Von Kristoffer Cornils

5 Kommentare

  • Martina

    In Nude III lese ich eine Reflektion des so Vertrauten. Das Eigene, dem man angehört, ohne eigentlich gewählt zu haben und das man mehr oder weniger annimmt, ohne wirklich Einfluss darauf zu haben – wie z.B. dem Kollektiv einer Schule, einer Universität. Im Gedicht wird sie entsprechend als „ours“ bezeichnet, und direkt am Anfang zwischen Bethlehem und Toronto verortet.

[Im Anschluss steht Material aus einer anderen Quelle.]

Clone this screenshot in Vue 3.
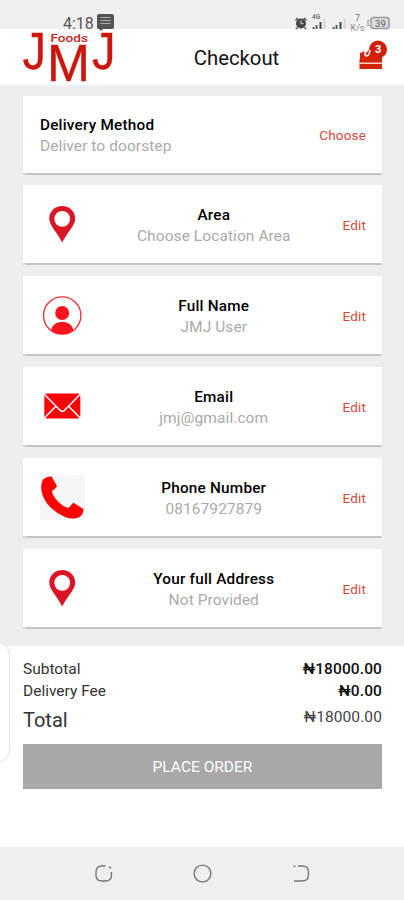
<script setup>
const rows = [
  { icon: 'pin', title: 'Area', value: 'Choose Location Area' },
  { icon: 'user', title: 'Full Name', value: 'JMJ User' },
  { icon: 'mail', title: 'Email', value: 'jmj@gmail.com' },
  { icon: 'phone', title: 'Phone Number', value: '08167927879' },
  { icon: 'pin', title: 'Your full Address', value: 'Not Provided' },
]
</script>

<template>
  <div class="screen">
    <div class="status">
      <span class="time">4:18</span>
      <svg class="sim" width="17" height="17" viewBox="0 0 17 17">
        <path d="M2 0h13q2 0 2 2v11q0 2-2 2H6l-2 2-2-2q-2 0-2-2V2q0-2 2-2z" fill="#555" />
        <path d="M3.5 3.5h10M3.5 6.5h10M3.5 9.5h10" stroke="#aaa" stroke-width="1" />
      </svg>
      <svg class="indicators" width="98" height="20" viewBox="0 0 98 20">
        <circle cx="7" cy="10.5" r="5" fill="#484848" />
        <path d="M1.500 7.500L4 5M12.500 7.500L10 5M3.500 14.500L2 16M10.500 14.500L12 16" stroke="#555" stroke-width="1.600" />
        <path d="M7 7.500v3.200h2.500" fill="none" stroke="#ddd" stroke-width="1" />
        <text x="18" y="6" font-size="6.500" font-weight="700" fill="#777">4G</text>
        <path d="M19.500 14v2M22.500 12v4M39.500 14v2M42.500 12v4" stroke="#555" stroke-width="1.800" />
        <path d="M26.500 9v7M46.500 9v7" stroke="#444" stroke-width="2" />
        <path d="M30.500 6v10M50.500 6v10" stroke="#d6d6d6" stroke-width="2" />
        <text x="61" y="8" font-size="9" fill="#777">7</text>
        <text x="56.500" y="17.500" font-size="9" fill="#888" textLength="14">K/s</text>
        <rect x="77" y="4.500" width="18" height="11" rx="2.500" fill="#ddd" stroke="#999" stroke-width="1.500" />
        <path d="M75.500 7.500h-1.500v5h1.500" fill="none" stroke="#999" stroke-width="1.200" />
        <text x="81" y="13.500" font-size="9.500" font-weight="500" fill="#777">39</text>
      </svg>
    </div>

    <header class="header">
      <svg class="logo" width="94" height="54" viewBox="0 0 94 54">
        <text class="letter" x="-0.500" y="40.300" font-size="52" textLength="23.500" lengthAdjust="spacingAndGlyphs">J</text>
        <text class="letter" x="24" y="52.300" font-size="51" textLength="43" lengthAdjust="spacingAndGlyphs">M</text>
        <text class="letter" x="69" y="40.300" font-size="52" textLength="23.500" lengthAdjust="spacingAndGlyphs">J</text>
        <text class="foods" x="27.500" y="13" textLength="37.500" lengthAdjust="spacingAndGlyphs">Foods</text>
      </svg>
      <h1 class="heading">Checkout</h1>
      <svg class="bag" width="30" height="32" viewBox="0 0 30 32">
        <path d="M2 24V13.500q0-1 2-1l2-1.500 2 2 5-5h6l5 8v8z" fill="#d42206" />
        <circle cx="20" cy="9.500" r="9" fill="#cf2007" />
        <path d="M7 11.500q-.5 4 1.500 4.500 3-.5 3.500-6" fill="none" stroke="#fff" stroke-width="1.500" />
        <rect x="1.500" y="19" width="22.500" height="10" fill="#d42206" />
        <path d="M1.500 23.200H24" stroke="#fff" stroke-width="1.200" />
        <text x="17" y="13" font-size="11" font-weight="700" fill="#fff">3</text>
      </svg>
    </header>

    <main class="cards">
      <section class="card method">
        <div class="copy">
          <span class="title">Delivery Method</span>
          <span class="value">Deliver to doorstep</span>
        </div>
        <span class="action">Choose</span>
      </section>
      <section v-for="row in rows" :key="row.title" class="card">
        <div class="icon" :class="row.icon">
          <svg v-if="row.icon === 'pin'" width="44" height="44" viewBox="0 0 44 44">
            <path d="M22.200 4C14.800 4 9.300 9.500 9.300 16.500C9.300 24 16.500 29 22.200 40.500C27.900 29 35.200 24 35.200 16.500C35.200 9.500 29.600 4 22.200 4z" fill="#dc1526" />
            <circle cx="22.200" cy="16.800" r="7.900" fill="#fff" />
          </svg>
          <svg v-else-if="row.icon === 'user'" width="44" height="44" viewBox="0 0 44 44">
            <circle cx="22.200" cy="22.500" r="18.700" fill="none" stroke="#f32a30" stroke-width="1.300" />
            <circle cx="22.200" cy="20" r="7" fill="#fb141d" />
            <path d="M11 37C12.500 31.500 16.500 29 22.200 29S32 31.500 33.400 37Q28.500 41.200 22.200 41.200T11 37z" fill="#fb141d" />
          </svg>
          <svg v-else-if="row.icon === 'mail'" width="44" height="44" viewBox="0 0 44 44">
            <rect x="4.300" y="9.500" width="36" height="25" rx="2.500" fill="#fb0207" />
            <path d="M4.500 10.500L19.800 26Q22.300 28.500 24.800 26L40 10.500M4.500 33.800L16.200 22M40 33.800L28.400 22" fill="none" stroke="#fff" stroke-width="1.500" />
          </svg>
          <svg v-else width="45" height="45" viewBox="0 0 45 45">
            <path d="M3 4.500Q7 .8 11.500 1.500L17 11Q16 13.500 11.800 16Q13 21.500 18 26.500T28.500 33Q31.500 29.500 33.500 27.800L43.500 34Q43.500 39.500 39.500 42Q33 45 25 42Q15 38 7.500 29Q1 20 1.200 12Q1.500 7 3 4.500z" fill="#fb0203" />
          </svg>
        </div>
        <div class="copy centered">
          <span class="title">{{ row.title }}</span>
          <span class="value">{{ row.value }}</span>
        </div>
        <span class="action">Edit</span>
      </section>
    </main>

    <footer class="summary">
      <div class="edge-panel"></div>
      <div class="line"><span class="label">Subtotal</span><span class="amount">₦18000.00</span></div>
      <div class="line"><span class="label">Delivery Fee</span><span class="amount">₦0.00</span></div>
      <div class="line total"><span class="label">Total</span><span class="amount">₦18000.00</span></div>
      <button class="order">PLACE ORDER</button>
    </footer>

    <nav class="nav">
      <svg width="20" height="20" viewBox="0 0 20 20">
        <path d="M11.500 2H8Q2 2 2 8v3q0 6 6 6h3.500q6 0 6-6V8" fill="none" stroke="#777" stroke-width="1.400" />
        <circle cx="16" cy="3.500" r="1.200" fill="#888" />
      </svg>
      <svg width="20" height="20" viewBox="0 0 20 20">
        <circle cx="9.500" cy="9.500" r="8.400" fill="none" stroke="#777" stroke-width="1.400" />
      </svg>
      <svg width="20" height="20" viewBox="0 0 20 20">
        <path d="M7 2h4q6.500 0 6.500 6v3q0 6-6.500 6H3" fill="none" stroke="#777" stroke-width="1.400" />
        <circle cx="3.500" cy="2.300" r="1.100" fill="#888" />
      </svg>
    </nav>
  </div>
</template>

<style>
body { background: #fff; }
</style>

<style scoped>
.screen {
  width: 404px;
  height: 900px;
  display: flex;
  flex-direction: column;
  overflow: hidden;
  background: #eee;
  font-family: Roboto, "Liberation Sans", sans-serif;
  color: #111;
}
.status {
  position: relative;
  z-index: 1;
  height: 29px;
  flex: none;
  box-sizing: border-box;
  display: flex;
  align-items: flex-start;
  padding: 14px 12px 0 63px;
  background: #f0f0f0;
}
.time { font-size: 16px; line-height: 19px; color: #555; width: 34px; }
.indicators { margin-left: auto; margin-top: -1px; overflow: visible; }
.header {
  height: 56px;
  flex: none;
  display: grid;
  grid-template-columns: 94px 1fr 30px;
  padding: 0 16px 0 23px;
  background: #fff;
}
.logo { overflow: visible; }
.letter { font-family: "Liberation Sans", sans-serif; fill: #cc160b; stroke: #cc160b; stroke-width: 0.4px; }
.foods { font-family: Roboto, sans-serif; font-size: 11.500px; font-weight: 500; fill: #cc2418; }
.heading {
  margin: 0;
  padding-right: 2px;
  font-size: 20.3px;
  line-height: 59px;
  font-weight: 400;
  text-align: center;
  letter-spacing: 0;
}
.bag { margin-top: 11px; }
.cards {
  height: 561px;
  flex: none;
  box-sizing: border-box;
  padding: 11px 22px 0 23px;
  display: flex;
  flex-direction: column;
  gap: 13px;
}
.card {
  height: 78px;
  box-sizing: border-box;
  display: flex;
  align-items: center;
  padding: 0 16px 0 17px;
  background: #fff;
  box-shadow: 0 1.5px 1px #c4c4c4;
}
.method { height: 77px; margin-bottom: -1px; }
.copy { flex: 1; display: flex; flex-direction: column; padding-top: 3px; }
.centered { align-items: center; padding-top: 4px; }
.title { font-size: 15.3px; line-height: 21px; font-weight: 500; color: #000; letter-spacing: 0.22px; white-space: nowrap; }
.value { font-size: 15.5px; line-height: 22px; margin-top: -1px; padding-bottom: 1px; color: #aaa; letter-spacing: 0.08px; white-space: nowrap; }
.icon { width: 45px; height: 45px; display: flex; }
.phone { background: #f6f6f6; }
.action { font-size: 13.5px; line-height: 20px; color: #d34b3c; letter-spacing: 0.15px; padding-top: 1px; }
.summary {
  position: relative;
  height: 201px;
  flex: none;
  box-sizing: border-box;
  padding: 12px 22px 0 23px;
  background: #fff;
}
.edge-panel {
  position: absolute;
  left: -20px;
  top: -5px;
  width: 28px;
  height: 120px;
  border: 1px solid #e4e4e4;
  border-radius: 14px;
  background: #fff;
}
.line { display: flex; justify-content: space-between; height: 22px; line-height: 22px; font-size: 15.5px; }
.label { color: #333; letter-spacing: 0; }
.amount { font-weight: 500; letter-spacing: 0.1px; color: #111; }
.total { height: 42px; padding-top: 0; }
.total .label { font-size: 20px; line-height: 37px; }
.total .amount { line-height: 31px; font-weight: 400; color: #444; }
.order {
  display: block;
  width: 100%;
  height: 45px;
  padding: 0;
  border: 0;
  background: #a8a8a8;
  color: #fff;
  font: 400 15.5px/46px Roboto, sans-serif;
}
.nav {
  flex: 1;
  display: flex;
  justify-content: space-between;
  align-items: center;
  padding: 0 93px 0 94px;
  background: #efefef;
}
</style>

Es folgt eine Beschreibung des alltäglichsten Alltags an diesem Ort und obwohl vieles beim Lesen aufstößt – so etwa die fraglich behandelten Hockeyspieler-Freundinnen oder die in der Bücherei versauernden young minds – stellt sich am Ende doch eine entspannte Abendatmosphäre ein, in der man mit schlenkernden Armen gemeinsam durchs Sepialicht läuft, sich Gedanken macht über die geeignete Musik für den Heimweg und das Leben für ein paar Stunden auf hold stellt. Dass diese Vertrautheit aufkommt und sich so unmittelbar auf den Leser überträgt, obwohl niemandem eigentlich etwas Positives (eher im Gegenteili) wiederfährt und ein Imbisswagen dabei reptilienhirnmäßig alles im Griff hat – das ist das eigentlich Beunruhigende an Sutherlands Gedicht, das einen nachdenken lässt über sich diese sich durch das so Gewohnte einstellende Gefühl der Zugehörigkeit und des Zuhauses, das wohl ein jeder eher in Form eins dumpfen Gefühls kennt und normalerweise selten hinterfragt.

    • Kristoffer Cornils

      Ja. Ich glaube, da meinen wir – ungefähr – dasselbe und schauen nur von der jeweils anderen Seite ins Gedicht oder daraus hervor.